NAME
5i, ki, vi, qi – instruction simulators

SYNOPSIS
vi [ textfile ]
vi pid
5i [ textfile ]
5i pid
ki [ textfile ]
ki pid
qi [ textfile ]
qi pid

DESCRIPTION
Vi simulates the execution of a MIPS binary in a Plan 9 environment. It has two main uses: as a debugger and as a statistics gatherer. Programs running under vi execute about two hundred times slower than normal--but faster than single stepping under db. 5i, ki, and qi are similar to vi but interpret ARM, SPARC, and PowerPC binaries. The following discussion refers to vi but applies to the others as well.

Vi will simulate the execution of a named textfile. It will also make a copy of an existing process with process id pid and simulate its continuation.

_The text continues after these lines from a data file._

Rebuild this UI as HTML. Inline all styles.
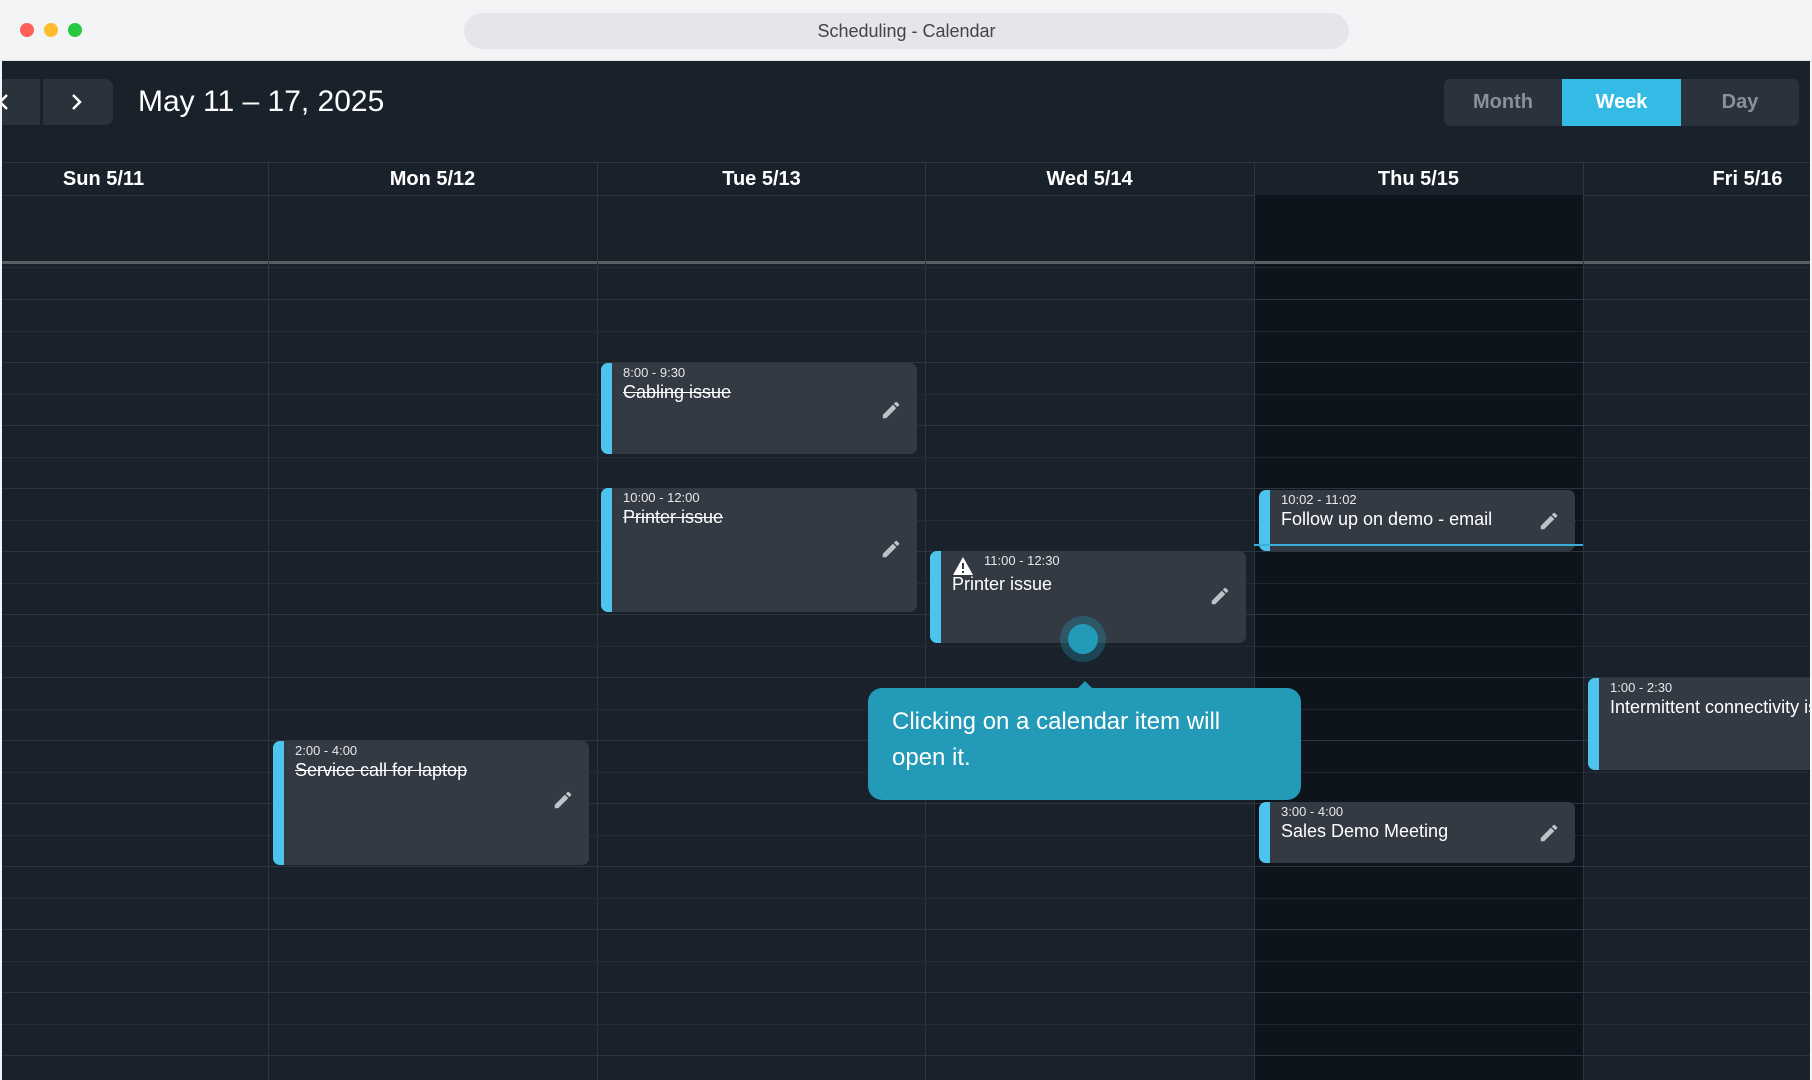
<!DOCTYPE html>
<html><head><style>
*{box-sizing:border-box;margin:0;padding:0}
body{width:1812px;height:1080px;overflow:hidden;background:#f3f4f6;font-family:"Liberation Sans",sans-serif;position:relative}
.tb{position:absolute;left:0;top:0;width:1812px;height:61px;background:#f3f4f6;border-bottom:1px solid #e2e4e8}
.dot{position:absolute;top:23px;width:14px;height:14px;border-radius:50%}
.addr{position:absolute;left:464px;top:13px;width:885px;height:36px;border-radius:18px;background:#e4e6ea;color:#444;font-size:18px;text-align:center;line-height:36px}
.app{position:absolute;left:2px;top:61px;width:1808px;height:1019px;background:#19212b;overflow:hidden}
.abs{position:absolute}
.hl{position:absolute;left:0;width:1808px;height:1px;background:#2c3540}
.dl{position:absolute;left:0;width:1808px;height:0;border-top:1px dotted #2c3540}
.vl{position:absolute;width:1px;background:#2c3540}
.hd{position:absolute;top:102px;width:329px;text-align:center;color:#fff;font-weight:bold;font-size:20px;line-height:33px}
.ev{position:absolute;background:#333a44;border-radius:7px;overflow:hidden;color:#fff}
.ev .bar{position:absolute;left:0;top:0;bottom:0;width:11px;background:#4cc4ee}
.ev .t{position:absolute;left:22px;top:2px;font-size:13px;color:#e8e8e8}
.ev .n{position:absolute;left:22px;top:19px;font-size:18px;white-space:nowrap}
.ev .s{text-decoration:line-through}
.ev svg{position:absolute;right:15px}
</style></head><body>
<div class="tb">
<div class="dot" style="left:20px;background:#fe5f57"></div>
<div class="dot" style="left:44px;background:#febc2e"></div>
<div class="dot" style="left:68px;background:#28c840"></div>
<div class="addr">Scheduling - Calendar</div>
</div>
<div class="app">
<div class="abs" style="left:-6px;top:18px;width:44px;height:46px;background:#2a323c"></div>
<svg class="abs" style="left:-4px;top:32px" width="14" height="18"><path d="M9 2l-7 7 7 7" stroke="#fff" stroke-width="2.5" fill="none"/></svg>
<div class="abs" style="left:41px;top:18px;width:70px;height:46px;background:#2a323c;border-radius:0 8px 8px 0"></div>
<svg class="abs" style="left:68px;top:32px" width="14" height="18"><path d="M3 2l7 7-7 7" stroke="#fff" stroke-width="2.5" fill="none"/></svg>
<div class="abs" style="left:136px;top:22px;color:#fff;font-size:30px;line-height:38px">May 11 – 17, 2025</div>
<div class="abs" style="left:1442px;top:18px;width:355px;height:47px;background:#2a323c;border-radius:6px"></div>
<div class="abs" style="left:1442px;top:18px;width:118px;height:47px;line-height:47px;text-align:center;color:#8a9099;font-weight:bold;font-size:20px">Month</div>
<div class="abs" style="left:1560px;top:18px;width:119px;height:47px;line-height:47px;text-align:center;color:#fff;font-weight:bold;font-size:20px;background:#33bbe6">Week</div>
<div class="abs" style="left:1679px;top:18px;width:118px;height:47px;line-height:47px;text-align:center;color:#8a9099;font-weight:bold;font-size:20px">Day</div>

<div class="hl" style="top:101px"></div>
<div class="hl" style="top:134px"></div>
<div class="abs" style="left:1252px;top:134px;width:329px;height:900px;background:#0d141c"></div>
<div class="abs" style="left:0;top:200px;width:1808px;height:3px;background:#5a5f66"></div>
<div class="dl" style="top:206px"></div>
<div class="hl" style="top:238px"></div><div class="dl" style="top:270px"></div>
<div class="hl" style="top:301px"></div><div class="dl" style="top:333px"></div>
<div class="hl" style="top:364px"></div><div class="dl" style="top:396px"></div>
<div class="hl" style="top:427px"></div><div class="dl" style="top:459px"></div>
<div class="hl" style="top:490px"></div><div class="dl" style="top:522px"></div>
<div class="hl" style="top:553px"></div><div class="dl" style="top:585px"></div>
<div class="hl" style="top:616px"></div><div class="dl" style="top:648px"></div>
<div class="hl" style="top:679px"></div><div class="dl" style="top:711px"></div>
<div class="hl" style="top:742px"></div><div class="dl" style="top:774px"></div>
<div class="hl" style="top:805px"></div><div class="dl" style="top:837px"></div>
<div class="hl" style="top:868px"></div><div class="dl" style="top:900px"></div>
<div class="hl" style="top:931px"></div><div class="dl" style="top:963px"></div>
<div class="hl" style="top:994px"></div>
<div class="vl" style="left:266px;top:101px;height:920px"></div>
<div class="vl" style="left:595px;top:101px;height:920px"></div>
<div class="vl" style="left:923px;top:101px;height:920px"></div>
<div class="vl" style="left:1252px;top:101px;height:920px"></div>
<div class="vl" style="left:1581px;top:101px;height:920px"></div>
<div class="hd" style="left:-63px">Sun 5/11</div>
<div class="hd" style="left:266px">Mon 5/12</div>
<div class="hd" style="left:595px">Tue 5/13</div>
<div class="hd" style="left:923px">Wed 5/14</div>
<div class="hd" style="left:1252px">Thu 5/15</div>
<div class="hd" style="left:1581px">Fri 5/16</div>

<svg width="0" height="0" style="position:absolute"><defs><symbol id="pen" viewBox="0 0 24 24"><path d="M3 17.25V21h3.75L17.81 9.94l-3.75-3.75L3 17.25zM20.71 7.04a1 1 0 000-1.410l-2.34-2.34a1 1 0 00-1.41 0l-1.83 1.83 3.75 3.75 1.83-1.83z" fill="#bfc3c8"/></symbol></defs></svg>

<div class="ev" style="left:599px;top:302px;width:316px;height:91px"><div class="bar"></div><div class="t">8:00 - 9:30</div><div class="n s">Cabling issue</div><svg style="top:36px" width="22" height="22"><use href="#pen"/></svg></div>
<div class="ev" style="left:599px;top:427px;width:316px;height:124px"><div class="bar"></div><div class="t">10:00 - 12:00</div><div class="n s">Printer issue</div><svg style="top:50px" width="22" height="22"><use href="#pen"/></svg></div>
<div class="ev" style="left:928px;top:490px;width:316px;height:92px"><div class="bar"></div>
<svg style="position:absolute;left:22px;top:5px" width="22" height="20" viewBox="0 0 22 20"><path d="M11 1L21 19H1z" fill="#fff"/><path d="M11 7v6M11 15v2" stroke="#333a44" stroke-width="2"/></svg>
<div class="t" style="left:54px">11:00 - 12:30</div><div class="n" style="top:23px">Printer issue</div><svg style="top:34px" width="22" height="22"><use href="#pen"/></svg></div>
<div class="ev" style="left:1257px;top:429px;width:316px;height:61px"><div class="bar"></div><div class="t">10:02 - 11:02</div><div class="n">Follow up on demo - email</div><svg style="top:20px" width="22" height="22"><use href="#pen"/></svg></div>
<div class="abs" style="left:1252px;top:483px;width:329px;height:2px;background:#3aaed6"></div>
<div class="ev" style="left:1257px;top:741px;width:316px;height:61px"><div class="bar"></div><div class="t">3:00 - 4:00</div><div class="n">Sales Demo Meeting</div><svg style="top:20px" width="22" height="22"><use href="#pen"/></svg></div>
<div class="ev" style="left:271px;top:680px;width:316px;height:124px"><div class="bar"></div><div class="t">2:00 - 4:00</div><div class="n s">Service call for laptop</div><svg style="top:48px" width="22" height="22"><use href="#pen"/></svg></div>
<div class="ev" style="left:1586px;top:617px;width:240px;height:92px;border-radius:7px 0 0 7px"><div class="bar"></div><div class="t">1:00 - 2:30</div><div class="n">Intermittent connectivity issue</div></div>

<div class="abs" style="left:1058px;top:555px;width:46px;height:46px;border-radius:50%;background:rgba(35,154,184,0.3)"></div>
<div class="abs" style="left:1066px;top:563px;width:30px;height:30px;border-radius:50%;background:#239ab8"></div>
<div class="abs" style="left:1075px;top:620px;width:0;height:0;border-left:8px solid transparent;border-right:8px solid transparent;border-bottom:8px solid #239ab8"></div>
<div class="abs" style="left:866px;top:627px;width:433px;height:112px;background:#239ab8;border-radius:14px;color:#fff;font-size:24px;line-height:36px;padding:16px 24px">Clicking on a calendar item will open it.</div>
</div>
</body></html>
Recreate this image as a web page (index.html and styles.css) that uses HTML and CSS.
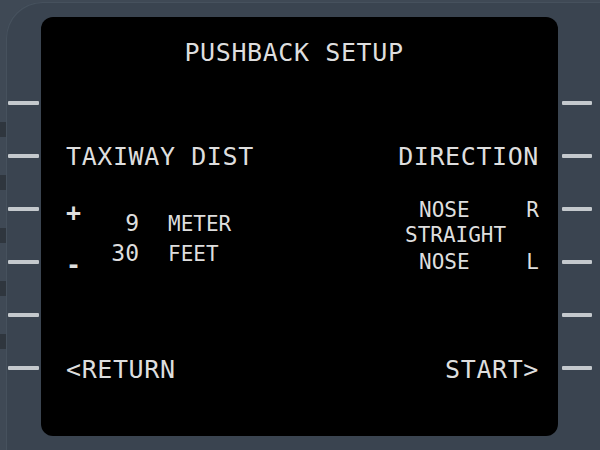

As a debugger vi offers more complete information than db(1). Tracing can be performed at the level of instructions, system calls, or function calls. Vi allows breakpoints to be triggered when specified addresses in memory are accessed. A report of instruction counts, load delay fills and distribution is produced for each run. Vi simulates the CPU's caches and MMU to assist the optimization of compilers and programs.

The command interface mirrors the interface to db; see db(1) for a detailed description. Data formats and addressing are compatible with db except for disassembly: vi offers only MIPS (db –mmipsco) mnemonics for machine instructions. Ki offers both Plan 9 and Sun SPARC formats.

Several extra commands allow extended tracing and printing of statistics:
$t[0ics]
The t command controls tracing. Zero cancels all tracing options.
i     Enable instruction tracing
c     Enable call tracing
s     Enable system call tracing
$i[itsp]
The i command prints statistics accumulated by all code run in this session.
i     Print instruction counts and frequency.
p     Print cycle profile.
t     (Vi only) Print TLB and cache statistics.
s     Print memory reference, working set and size statistics.
:b[arwe]
Vi allows breakpoints to be set on any memory location. These breakpoints monitor when a location is accessed, read, written, or equals a certain value. For equality the compared value is the count (see db(1)) supplied to the command.

SOURCE
/sys/src/cmd/vi etc.

SEE ALSO
nm(1), db(1)

BUGS
The code generated by the compilers is well supported, but some unusual instructions are unimplemented. Some Plan 9 system calls such as rfork cause simulated traps. The floating point simulation makes assumptions about the interpreting machine's floating point support. The floating point conversions performed by vi may cause a loss of precision.